**EXERCISE PROMPT:** Keep only the lines of the data below that contain "with", and copy them.

## BEGIN DATA EXTRACT

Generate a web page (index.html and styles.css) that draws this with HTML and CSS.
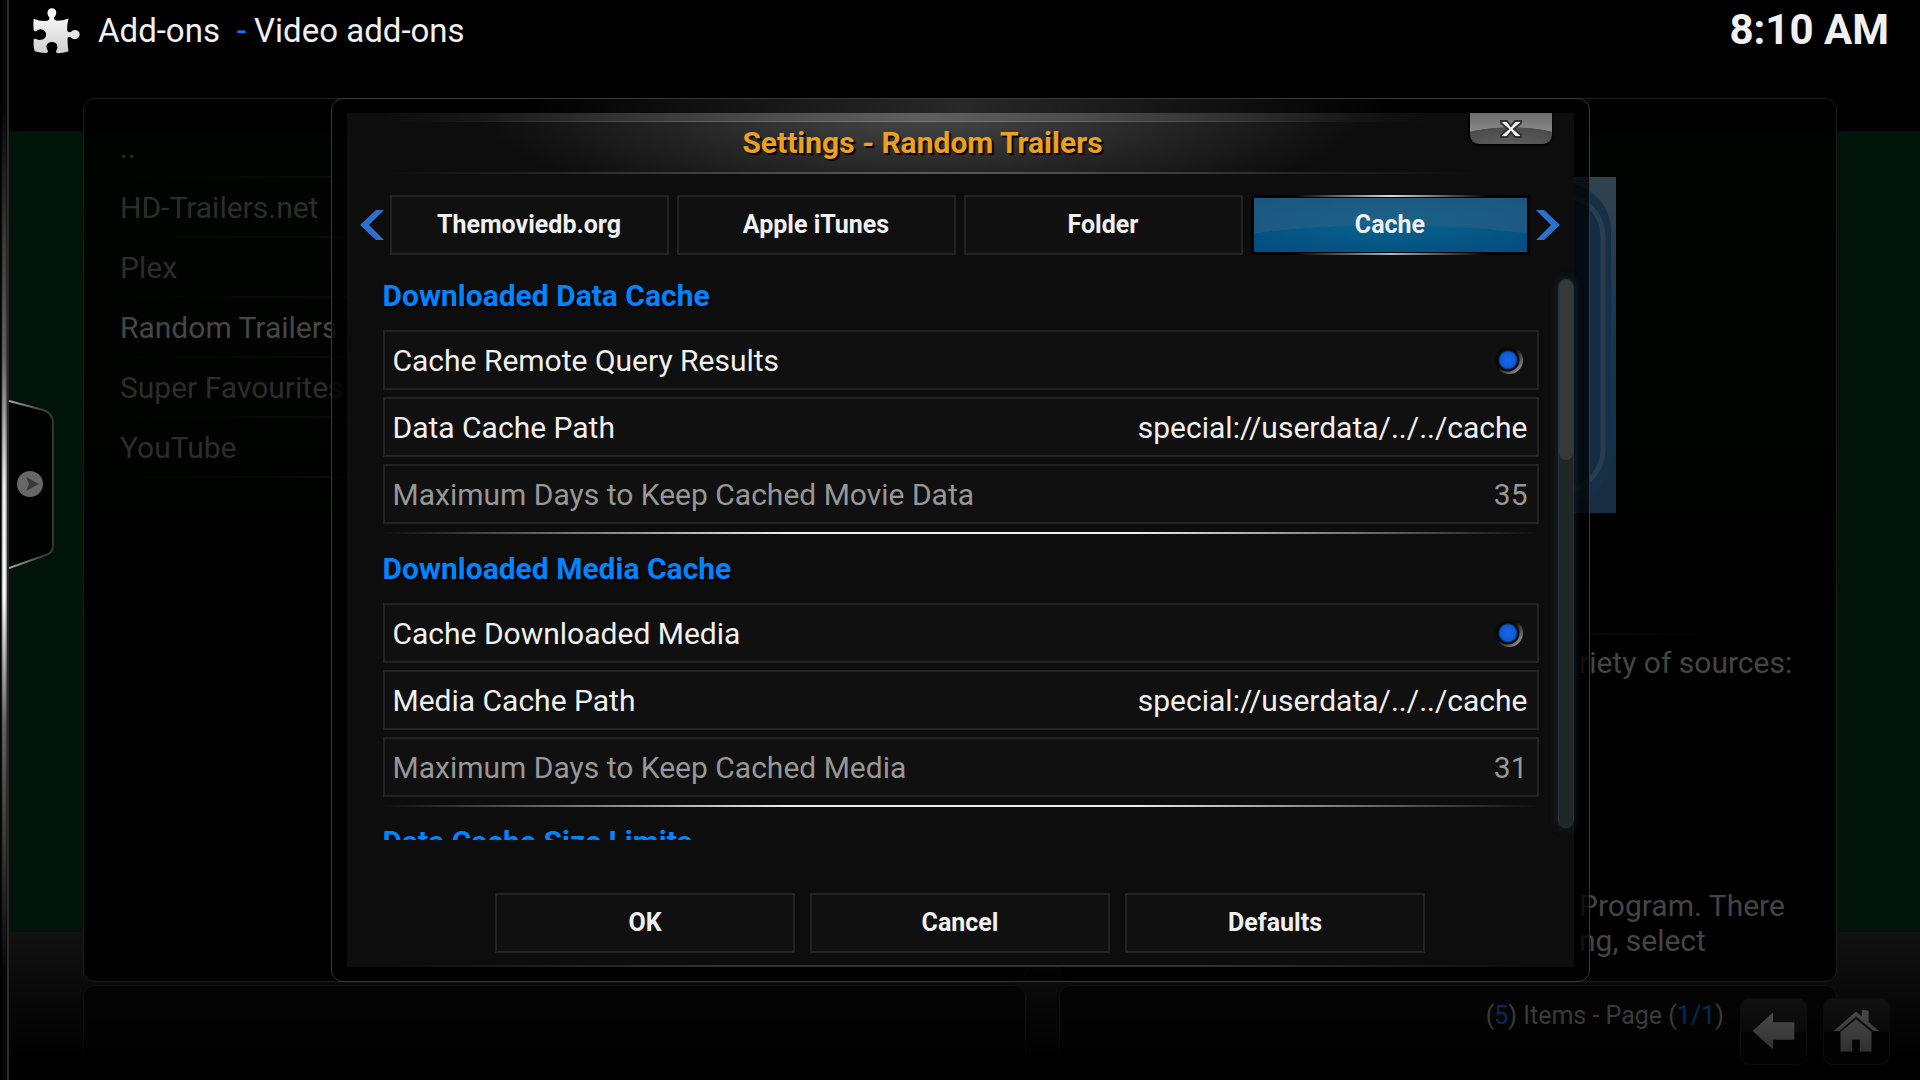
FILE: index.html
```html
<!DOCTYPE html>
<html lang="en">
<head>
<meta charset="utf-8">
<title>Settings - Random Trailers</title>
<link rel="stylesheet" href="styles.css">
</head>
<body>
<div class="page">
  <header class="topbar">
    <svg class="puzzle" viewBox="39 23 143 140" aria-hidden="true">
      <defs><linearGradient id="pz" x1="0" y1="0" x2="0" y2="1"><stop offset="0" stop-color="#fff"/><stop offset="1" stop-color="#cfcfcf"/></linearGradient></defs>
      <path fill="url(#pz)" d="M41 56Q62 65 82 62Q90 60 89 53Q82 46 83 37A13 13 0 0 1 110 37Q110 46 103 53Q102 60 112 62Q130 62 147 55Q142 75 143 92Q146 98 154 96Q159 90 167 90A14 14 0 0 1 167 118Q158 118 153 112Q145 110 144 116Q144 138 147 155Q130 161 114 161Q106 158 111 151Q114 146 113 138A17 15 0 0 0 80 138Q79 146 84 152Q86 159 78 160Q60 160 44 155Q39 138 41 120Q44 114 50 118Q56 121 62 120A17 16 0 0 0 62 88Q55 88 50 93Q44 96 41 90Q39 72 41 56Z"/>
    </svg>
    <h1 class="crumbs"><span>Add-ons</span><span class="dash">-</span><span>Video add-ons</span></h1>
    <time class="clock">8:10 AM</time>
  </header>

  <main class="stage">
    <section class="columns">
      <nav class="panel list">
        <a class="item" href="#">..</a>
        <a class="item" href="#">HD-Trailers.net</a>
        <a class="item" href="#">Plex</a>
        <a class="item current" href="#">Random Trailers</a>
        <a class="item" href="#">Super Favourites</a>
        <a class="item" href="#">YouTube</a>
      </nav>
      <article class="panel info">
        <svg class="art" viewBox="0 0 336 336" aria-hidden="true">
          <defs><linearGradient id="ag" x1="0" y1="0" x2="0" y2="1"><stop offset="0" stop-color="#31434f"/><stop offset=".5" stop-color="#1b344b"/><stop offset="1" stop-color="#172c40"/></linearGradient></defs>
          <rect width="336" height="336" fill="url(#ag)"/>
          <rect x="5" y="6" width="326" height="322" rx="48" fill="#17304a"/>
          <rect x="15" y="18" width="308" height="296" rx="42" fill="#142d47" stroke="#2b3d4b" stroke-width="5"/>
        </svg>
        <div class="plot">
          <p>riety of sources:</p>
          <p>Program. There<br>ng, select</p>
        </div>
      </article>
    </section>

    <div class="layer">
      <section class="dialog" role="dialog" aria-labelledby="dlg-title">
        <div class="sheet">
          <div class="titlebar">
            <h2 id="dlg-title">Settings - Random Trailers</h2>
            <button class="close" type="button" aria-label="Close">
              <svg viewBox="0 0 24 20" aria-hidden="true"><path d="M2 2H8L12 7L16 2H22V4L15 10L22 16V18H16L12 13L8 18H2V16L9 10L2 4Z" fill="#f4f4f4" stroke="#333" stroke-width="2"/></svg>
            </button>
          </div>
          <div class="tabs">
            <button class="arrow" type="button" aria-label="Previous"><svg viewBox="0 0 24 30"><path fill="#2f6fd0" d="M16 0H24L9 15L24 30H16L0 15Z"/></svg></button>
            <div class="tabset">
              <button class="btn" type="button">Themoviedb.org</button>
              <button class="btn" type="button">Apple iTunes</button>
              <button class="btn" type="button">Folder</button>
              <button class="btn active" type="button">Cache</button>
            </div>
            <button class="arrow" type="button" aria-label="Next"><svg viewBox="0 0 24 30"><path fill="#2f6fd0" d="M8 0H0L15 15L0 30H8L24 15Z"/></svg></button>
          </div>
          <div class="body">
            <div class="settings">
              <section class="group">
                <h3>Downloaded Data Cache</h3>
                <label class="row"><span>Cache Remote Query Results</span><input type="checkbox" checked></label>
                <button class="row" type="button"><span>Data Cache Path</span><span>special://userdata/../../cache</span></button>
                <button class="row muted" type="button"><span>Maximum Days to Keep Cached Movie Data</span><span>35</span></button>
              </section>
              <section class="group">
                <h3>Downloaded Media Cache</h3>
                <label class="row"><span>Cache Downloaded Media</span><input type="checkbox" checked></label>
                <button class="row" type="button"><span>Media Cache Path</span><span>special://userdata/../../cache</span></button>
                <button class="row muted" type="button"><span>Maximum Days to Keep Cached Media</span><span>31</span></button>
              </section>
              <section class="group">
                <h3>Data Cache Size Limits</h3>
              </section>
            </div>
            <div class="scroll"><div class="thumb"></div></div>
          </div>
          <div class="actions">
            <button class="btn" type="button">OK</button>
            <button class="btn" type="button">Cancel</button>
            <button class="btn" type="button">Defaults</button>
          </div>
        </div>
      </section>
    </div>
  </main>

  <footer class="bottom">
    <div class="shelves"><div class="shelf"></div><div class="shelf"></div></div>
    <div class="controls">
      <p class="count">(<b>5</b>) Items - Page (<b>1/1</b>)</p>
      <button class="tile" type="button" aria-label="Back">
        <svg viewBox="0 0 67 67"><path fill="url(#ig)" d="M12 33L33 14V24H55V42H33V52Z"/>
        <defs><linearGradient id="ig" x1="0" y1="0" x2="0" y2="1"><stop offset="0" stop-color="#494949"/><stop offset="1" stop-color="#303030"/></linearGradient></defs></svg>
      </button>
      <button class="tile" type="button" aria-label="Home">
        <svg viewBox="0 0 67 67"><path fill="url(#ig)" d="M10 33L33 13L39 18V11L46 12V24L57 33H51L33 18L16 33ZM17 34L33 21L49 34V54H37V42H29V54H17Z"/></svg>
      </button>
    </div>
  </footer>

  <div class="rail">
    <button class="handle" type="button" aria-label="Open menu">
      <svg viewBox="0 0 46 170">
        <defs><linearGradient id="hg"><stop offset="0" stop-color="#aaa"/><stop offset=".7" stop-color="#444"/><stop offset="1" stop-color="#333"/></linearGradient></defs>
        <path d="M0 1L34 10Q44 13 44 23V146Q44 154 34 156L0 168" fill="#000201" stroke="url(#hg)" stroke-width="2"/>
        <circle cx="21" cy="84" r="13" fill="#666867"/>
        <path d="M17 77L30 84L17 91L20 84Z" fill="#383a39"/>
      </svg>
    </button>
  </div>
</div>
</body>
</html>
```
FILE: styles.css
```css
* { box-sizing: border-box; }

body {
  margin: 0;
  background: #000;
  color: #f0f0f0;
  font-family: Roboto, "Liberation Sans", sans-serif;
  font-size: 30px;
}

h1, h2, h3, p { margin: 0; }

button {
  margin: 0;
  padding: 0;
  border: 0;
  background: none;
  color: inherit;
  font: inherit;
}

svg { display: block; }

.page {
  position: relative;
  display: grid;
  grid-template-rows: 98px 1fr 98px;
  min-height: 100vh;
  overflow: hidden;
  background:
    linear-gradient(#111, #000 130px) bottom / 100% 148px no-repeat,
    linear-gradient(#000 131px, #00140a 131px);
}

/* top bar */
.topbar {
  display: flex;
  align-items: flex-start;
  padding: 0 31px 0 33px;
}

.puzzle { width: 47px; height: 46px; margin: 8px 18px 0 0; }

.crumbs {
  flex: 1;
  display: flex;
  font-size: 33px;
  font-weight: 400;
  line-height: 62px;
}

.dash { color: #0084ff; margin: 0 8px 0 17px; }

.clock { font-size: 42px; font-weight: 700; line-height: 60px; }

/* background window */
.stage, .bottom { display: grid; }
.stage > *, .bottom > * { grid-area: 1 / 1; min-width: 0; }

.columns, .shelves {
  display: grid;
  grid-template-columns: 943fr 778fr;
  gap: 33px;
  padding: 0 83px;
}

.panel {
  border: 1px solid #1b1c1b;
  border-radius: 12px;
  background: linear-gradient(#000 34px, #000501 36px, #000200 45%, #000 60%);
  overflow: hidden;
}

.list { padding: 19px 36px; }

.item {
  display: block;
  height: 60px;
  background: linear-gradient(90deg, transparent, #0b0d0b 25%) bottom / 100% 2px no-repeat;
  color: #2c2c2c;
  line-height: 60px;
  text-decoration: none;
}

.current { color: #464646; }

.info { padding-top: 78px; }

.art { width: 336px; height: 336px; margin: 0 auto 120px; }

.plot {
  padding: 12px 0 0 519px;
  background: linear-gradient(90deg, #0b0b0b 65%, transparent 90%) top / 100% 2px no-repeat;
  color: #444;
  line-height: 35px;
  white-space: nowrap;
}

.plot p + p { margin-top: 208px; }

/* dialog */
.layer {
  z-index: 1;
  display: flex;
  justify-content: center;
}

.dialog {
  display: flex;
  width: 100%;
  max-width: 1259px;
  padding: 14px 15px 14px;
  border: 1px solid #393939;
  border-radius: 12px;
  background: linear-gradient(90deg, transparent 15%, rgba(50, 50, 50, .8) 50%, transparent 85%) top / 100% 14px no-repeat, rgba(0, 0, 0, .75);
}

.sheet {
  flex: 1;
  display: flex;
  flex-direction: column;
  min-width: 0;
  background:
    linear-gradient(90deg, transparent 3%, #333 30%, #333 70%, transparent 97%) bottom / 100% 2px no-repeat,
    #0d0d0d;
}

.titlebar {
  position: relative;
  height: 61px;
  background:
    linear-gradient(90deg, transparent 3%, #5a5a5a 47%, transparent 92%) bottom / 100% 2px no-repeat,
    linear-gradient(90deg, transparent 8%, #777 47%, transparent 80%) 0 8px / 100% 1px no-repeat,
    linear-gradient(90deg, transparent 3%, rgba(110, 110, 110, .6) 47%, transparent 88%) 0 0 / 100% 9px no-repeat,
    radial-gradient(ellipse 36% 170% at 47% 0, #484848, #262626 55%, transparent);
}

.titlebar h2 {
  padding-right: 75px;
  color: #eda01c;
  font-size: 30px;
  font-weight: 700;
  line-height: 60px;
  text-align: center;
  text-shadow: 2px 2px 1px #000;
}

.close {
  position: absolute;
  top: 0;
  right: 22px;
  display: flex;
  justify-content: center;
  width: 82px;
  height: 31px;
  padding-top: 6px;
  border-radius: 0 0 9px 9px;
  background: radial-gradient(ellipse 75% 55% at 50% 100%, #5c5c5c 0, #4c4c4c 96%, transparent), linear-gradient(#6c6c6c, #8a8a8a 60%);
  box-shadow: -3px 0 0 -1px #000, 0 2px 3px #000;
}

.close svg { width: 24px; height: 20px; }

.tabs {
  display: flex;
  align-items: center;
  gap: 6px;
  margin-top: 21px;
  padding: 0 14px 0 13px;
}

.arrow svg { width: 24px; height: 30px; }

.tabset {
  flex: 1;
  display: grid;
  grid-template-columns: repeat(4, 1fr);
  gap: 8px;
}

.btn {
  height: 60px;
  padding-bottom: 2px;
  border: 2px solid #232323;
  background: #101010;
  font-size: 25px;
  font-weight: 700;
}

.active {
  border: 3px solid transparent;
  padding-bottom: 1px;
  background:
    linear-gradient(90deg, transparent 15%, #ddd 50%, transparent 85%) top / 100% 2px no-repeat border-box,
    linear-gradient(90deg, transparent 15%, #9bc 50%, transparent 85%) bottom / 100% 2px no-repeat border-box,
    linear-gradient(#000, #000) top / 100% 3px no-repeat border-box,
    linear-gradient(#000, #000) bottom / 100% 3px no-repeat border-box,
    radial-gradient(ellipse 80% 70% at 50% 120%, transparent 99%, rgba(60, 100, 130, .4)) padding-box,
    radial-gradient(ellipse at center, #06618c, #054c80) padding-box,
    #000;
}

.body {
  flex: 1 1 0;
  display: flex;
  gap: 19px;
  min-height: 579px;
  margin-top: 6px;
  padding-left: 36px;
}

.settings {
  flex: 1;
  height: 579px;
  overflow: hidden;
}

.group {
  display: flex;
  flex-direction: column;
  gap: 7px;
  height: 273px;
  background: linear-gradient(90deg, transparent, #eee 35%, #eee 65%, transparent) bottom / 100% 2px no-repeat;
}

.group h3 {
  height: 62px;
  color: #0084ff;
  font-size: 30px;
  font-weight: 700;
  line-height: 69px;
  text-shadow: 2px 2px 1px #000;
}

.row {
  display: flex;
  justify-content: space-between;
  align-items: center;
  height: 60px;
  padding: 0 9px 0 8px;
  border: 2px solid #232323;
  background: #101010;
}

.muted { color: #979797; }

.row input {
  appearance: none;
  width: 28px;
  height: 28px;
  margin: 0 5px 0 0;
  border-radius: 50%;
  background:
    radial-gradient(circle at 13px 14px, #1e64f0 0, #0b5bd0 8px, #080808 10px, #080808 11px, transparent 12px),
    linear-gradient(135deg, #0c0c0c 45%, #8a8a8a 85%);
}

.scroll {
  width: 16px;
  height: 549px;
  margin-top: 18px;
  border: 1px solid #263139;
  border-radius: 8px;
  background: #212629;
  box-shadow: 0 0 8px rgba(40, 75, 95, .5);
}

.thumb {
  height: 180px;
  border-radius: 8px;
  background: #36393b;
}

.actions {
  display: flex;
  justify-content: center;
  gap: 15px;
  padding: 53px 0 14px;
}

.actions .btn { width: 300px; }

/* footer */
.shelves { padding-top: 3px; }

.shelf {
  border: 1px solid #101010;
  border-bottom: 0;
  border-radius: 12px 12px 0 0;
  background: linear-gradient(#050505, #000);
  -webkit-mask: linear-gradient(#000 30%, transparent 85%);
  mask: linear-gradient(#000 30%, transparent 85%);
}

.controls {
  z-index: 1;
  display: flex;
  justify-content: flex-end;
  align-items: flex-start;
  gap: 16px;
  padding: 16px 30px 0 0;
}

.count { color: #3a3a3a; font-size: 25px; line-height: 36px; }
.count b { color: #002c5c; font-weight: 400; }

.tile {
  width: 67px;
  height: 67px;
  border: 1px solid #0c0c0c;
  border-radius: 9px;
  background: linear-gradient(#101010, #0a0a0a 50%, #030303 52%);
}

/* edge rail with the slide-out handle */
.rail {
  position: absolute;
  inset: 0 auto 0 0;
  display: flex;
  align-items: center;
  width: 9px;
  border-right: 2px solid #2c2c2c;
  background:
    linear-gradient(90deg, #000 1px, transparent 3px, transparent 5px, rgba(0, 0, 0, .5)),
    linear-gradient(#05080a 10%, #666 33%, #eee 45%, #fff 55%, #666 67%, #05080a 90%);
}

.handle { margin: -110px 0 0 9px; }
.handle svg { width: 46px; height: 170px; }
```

## END DATA EXTRACT

**ANSWER BELOW:**
Generate a web page (index.html and styles.css) that draws this with HTML and CSS.
/* edge rail with the slide-out handle */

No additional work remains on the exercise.